With reserve capacity services and secondary control, EPS’s power plants generate one part of the revenue. – The methodology and pricelist will be issued in November.
The Energy Agency of the Republic of Serbia (AERS) is preparing the Methodology for setting the prices for system services which will be valid from the next year. As we have learnt, the methodology should be adopted in November and it will represent a document which would serve as a reference for producers, whose power plants are connected to the electric power system of Serbia, in the process of calculating the prices for providing system services. Until now, system services have been provided only by “Electric Power Industry of Serbia”, but future power plants will also have to be able to provide them.

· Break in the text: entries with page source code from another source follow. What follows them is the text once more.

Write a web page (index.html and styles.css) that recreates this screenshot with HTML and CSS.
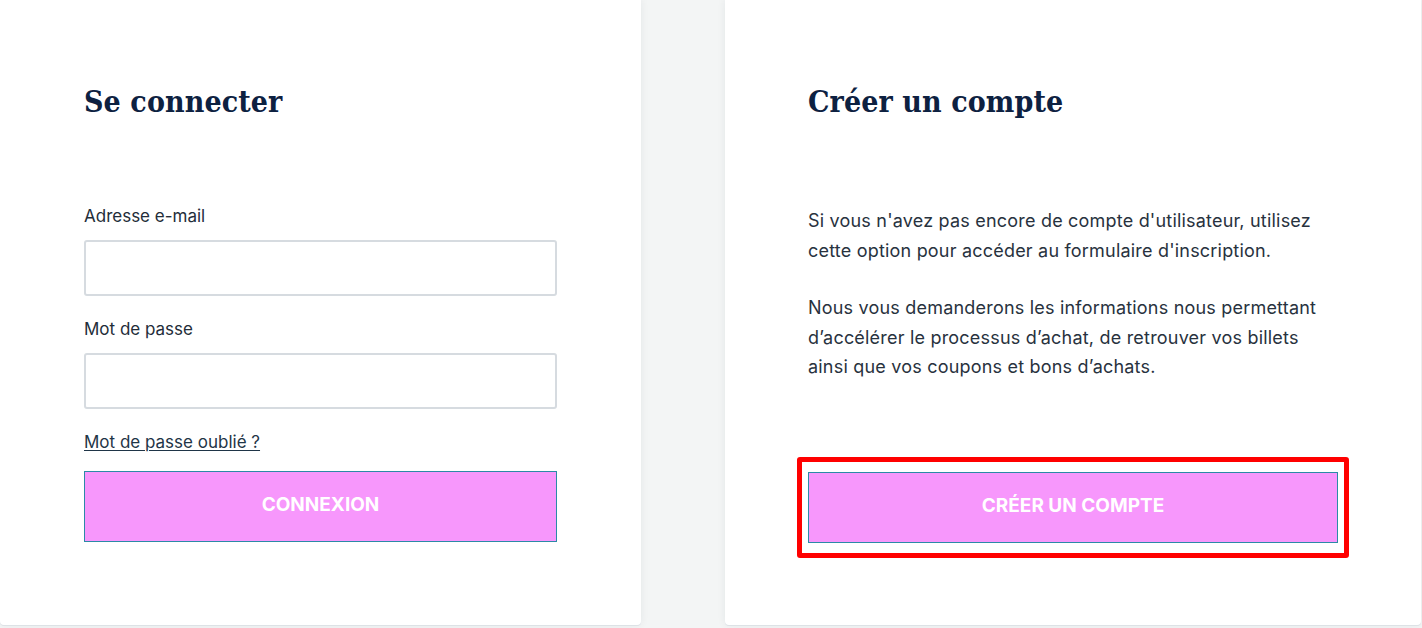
FILE: index.html
```html
<!DOCTYPE html>
<html lang="fr">
<head>
<meta charset="utf-8">
<title>Compte</title>
<link rel="stylesheet" href="styles.css">
</head>
<body>
<main class="page">
  <section class="card card-login">
    <h1 class="title">Se connecter</h1>
    <form class="form">
      <label class="label" for="email">Adresse e-mail</label>
      <input class="input" id="email" type="email">
      <label class="label label-2" for="pwd">Mot de passe</label>
      <input class="input" id="pwd" type="password">
      <a class="forgot" href="#">Mot de passe oublié ?</a>
      <button class="btn" type="button">CONNEXION</button>
    </form>
  </section>
  <section class="card card-register">
    <h1 class="title">Créer un compte</h1>
    <div class="text">
      <p>Si vous n'avez pas encore de compte d'utilisateur, utilisez cette option pour accéder au formulaire d'inscription.</p>
      <p>Nous vous demanderons les informations nous permettant d’accélérer le processus d’achat, de retrouver vos billets ainsi que vos coupons et bons d’achats.</p>
    </div>
    <div class="btn-wrap">
      <button class="btn" type="button">CRÉER UN COMPTE</button>
      <span class="highlight"></span>
    </div>
  </section>
</main>
</body>
</html>
```

FILE: styles.css
```css
html, body {
  margin: 0;
  padding: 0;
}
body {
  background: #f3f5f5;
  font-family: "Inter", "Liberation Sans", sans-serif;
  color: #28323e;
  width: 1422px;
  height: 628px;
  overflow: hidden;
}
.page {
  display: grid;
  grid-template-columns: 641px 696px;
  column-gap: 84px;
  height: 625px;
}
.card {
  background: #ffffff;
  border-radius: 0 0 4px 4px;
  box-shadow: 0 1px 0 #dde2e6, 0 0 8px rgba(20, 40, 60, 0.07);
  padding: 78px 84px 0 84px;
  display: flex;
  flex-direction: column;
}
.card-register {
  padding-left: 83px;
  padding-right: 83px;
}
.title {
  margin: 0;
  font-family: "DejaVu Serif Condensed", "DejaVu Serif", serif;
  font-stretch: condensed;
  font-weight: bold;
  font-size: 30px;
  line-height: 36px;
  padding-top: 6px;
  color: #0d2141;
  letter-spacing: 0.1px;
}
.form {
  display: flex;
  flex-direction: column;
  margin-top: 86px;
}
.label {
  font-size: 17px;
  line-height: 20px;
  color: #232d39;
}
.label-2 {
  margin-top: 23px;
}
.input {
  margin-top: 14px;
  height: 56px;
  box-sizing: border-box;
  border: 2px solid #d6dbe0;
  border-radius: 3px;
  background: #fff;
  outline: none;
}
.forgot {
  margin-top: 23px;
  align-self: flex-start;
  font-size: 17px;
  line-height: 20px;
  color: #1f3547;
  text-decoration: underline;
  text-underline-offset: 2px;
}
.btn {
  display: block;
  width: 100%;
  height: 71px;
  margin-top: 19px;
  padding: 0 0 4px 0;
  background: #f797fc;
  border: 1px solid #2c8aa6;
  color: #ffffff;
  font-family: "Inter", "Liberation Sans", sans-serif;
  font-weight: 700;
  font-size: 19px;
  letter-spacing: 0;
  cursor: pointer;
}
.text {
  margin-top: 86px;
  font-size: 18px;
  line-height: 29.5px;
  letter-spacing: 0.2px;
  color: #28323e;
}
.text p {
  margin: 0 0 28px 0;
}
.btn-wrap {
  position: relative;
  margin-top: 62px;
}
.btn-wrap .btn {
  margin-top: 0;
}
.highlight {
  position: absolute;
  left: -11px;
  right: -11px;
  top: -15px;
  bottom: -15px;
  border: 5px solid #ff0000;
  border-radius: 3px;
  pointer-events: none;
}
```
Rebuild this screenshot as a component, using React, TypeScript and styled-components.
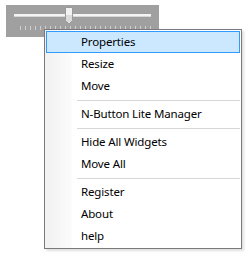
import React from "react";
import styled, { createGlobalStyle } from "styled-components";

const GlobalStyle = createGlobalStyle`
  html, body {
    margin: 0;
    padding: 0;
    background: #fff;
  }
  body {
    font-family: "Segoe UI", "Noto Sans", "Liberation Sans", sans-serif;
    font-size: 11.5px;
  }
`;

const Page = styled.div`
  position: relative;
  width: 246px;
  height: 253px;
  overflow: hidden;
  background: #fff;
`;

const WidgetPanel = styled.div`
  margin: 5px 0 0 6px;
  width: 153px;
  height: 32px;
  background: #a0a0a0;
  position: relative;
`;

const SliderSvg = styled.svg`
  display: block;
`;

const Menu = styled.div`
  position: absolute;
  left: 44px;
  top: 29px;
  width: 194px;
  border: 1px solid #7a7a7a;
  background: linear-gradient(to right, #f1f1f1 0px, #fbfbfb 26px, #fff 27px);
  box-shadow: 2px 2px 2px rgba(0, 0, 0, 0.12);
  padding: 1px;
  display: flex;
  flex-direction: column;
`;

const Item = styled.div<{ $active?: boolean }>`
  height: 22px;
  box-sizing: border-box;
  display: flex;
  align-items: center;
  padding-left: 34px;
  padding-bottom: 1px;
  color: #000;
  letter-spacing: -0.15px;
  border: 1px solid ${(p) => (p.$active ? "#3399ff" : "transparent")};
  background: ${(p) => (p.$active ? "#cce8ff" : "transparent")};
  white-space: nowrap;
`;

const Separator = styled.div`
  height: 6px;
  display: flex;
  align-items: center;
  padding-left: 31px;

  &::after {
    content: "";
    flex: 1;
    height: 1px;
    background: #d7d7d7;
  }
`;

const ticks = Array.from({ length: 27 }, (_, i) => 14 + i * 5);

const Slider: React.FC = () => (
  <SliderSvg width="153" height="32" viewBox="0 0 153 32">
    <rect x="8" y="9" width="137" height="3" fill="#f4f4f4" />
    <rect x="8" y="11" width="137" height="1" fill="#d8d8d8" />
    {ticks.map((x) => (
      <rect key={x} x={x} y="21" width="1" height="4" fill="#cfcfcf" />
    ))}
    <path
      d="M59.5 2.5 H66.5 V15.5 L63 19 L59.5 15.5 Z"
      fill="#f2f2f2"
      stroke="#9a9a9a"
      strokeWidth="1"
    />
    <path d="M60 10 H66 V15.3 L63 18.3 L60 15.3 Z" fill="#dcdcdc" />
  </SliderSvg>
);

const App: React.FC = () => (
  <Page>
    <GlobalStyle />
    <WidgetPanel>
      <Slider />
    </WidgetPanel>
    <Menu>
      <Item $active>Properties</Item>
      <Item>Resize</Item>
      <Item>Move</Item>
      <Separator />
      <Item>N-Button Lite Manager</Item>
      <Separator />
      <Item>Hide All Widgets</Item>
      <Item>Move All</Item>
      <Separator />
      <Item>Register</Item>
      <Item>About</Item>
      <Item>help</Item>
    </Menu>
  </Page>
);

export default App;
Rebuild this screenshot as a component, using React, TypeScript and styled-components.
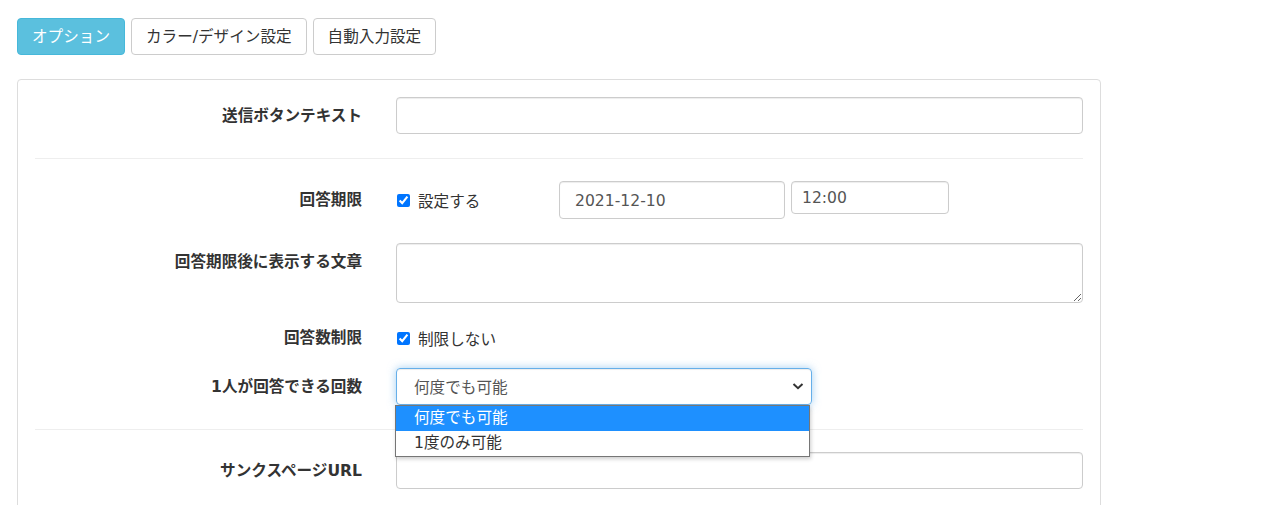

Therefore, in future, system services will be supplied according to the regulated prices. In case the steady performance of the electric power system needs to be additionally secured, the Serbian Transmission System and Market Operator (EMS) will be able to purchase these services on the market from “Electric Power Industry of Serbia” or other power producers in Serbia or in the region. Power producers will have to possess the electrical generating unit with the capability of providing system services, or at least some of them, in order to come to the rescue when the need arises, such as in cases when the imbalance of production and consumption occurs, or when voltage conditions in the system deteriorate.
Expenditure and prices
The issue of system services has become a hot topic since the announcement of the construction of new power plants, especially high power wind turbines which are prone to cause instability in electricity generation and technical operability of transmission system. At meetings dedicated to the preparation of the energy development strategy or the strategy for the development of renewable energy, warnings have been often given regarding increased needs for additional power in the system with large electrical generating unit and the necessity of adequate evaluation. As large power producers have to bear the costs of providing system services, providing own reserve capacity and power plant depreciation due to the abrupt changes in power systems, the price for electrical generating unit construction, regardless of investor identity, has to be formed by including all the above-mentioned expenditures.
In “Electric Power Industry of Serbia”, so-called “cold or hot reserve” service diminishes the productive score of power plants which have not been calculating those expenditures individually, but rather leveling them to comply with the unitary business system of PE EPS.
The decision of AERS on the prices for system services, which are updated every year, regulates the monthly amount that EMS pays to EPS to obtain the capacity reservation for system services.
Recording the time when the reserve service is in use
The methodology that is being prepared will define the framework for calculating the prices for individual system services and at the same time determine the prices for each of these services which will be calculated for only those capacities that were actually available for providing system service in real time. The same applies to the services of secondary control that EPS’s power plants provide for EMS. This refers to the units of TENT A with installed power higher than 300 megawatts. When these units provide the service of secondary control, they use reduced power for electricity generation. In the power plant “Nikola Tesla A” the evaluation of the cost incurred by the energy loss, created by power reduction, has not been yet done despite the fact that at certain times reduced power has been recorded. The introduction of market principles in this segment of the operability of EPS generation capacities is being taken into consideration. To make things clear, since AERS determines both prices and methodology for price formation, it is obvious that system services provided by power plants connected to the electric power system of Serbia are regulated. They will remain regulated as long as the competition among producers in the provision of system services is not created. The prices for system service are therefore regulated, not market ones. However, power plants providing those services should realize that they can benefit from this price regulation as money collected in this way actually represents one part of their revenue and should serve as motivation for generating higher profits.
The department of EPS for electricity generation has announced that technical economic analysis will be conducted, which will, together with the pricelist made by AERS, be used for assessing the secondary control and other system services as possible revenue sources.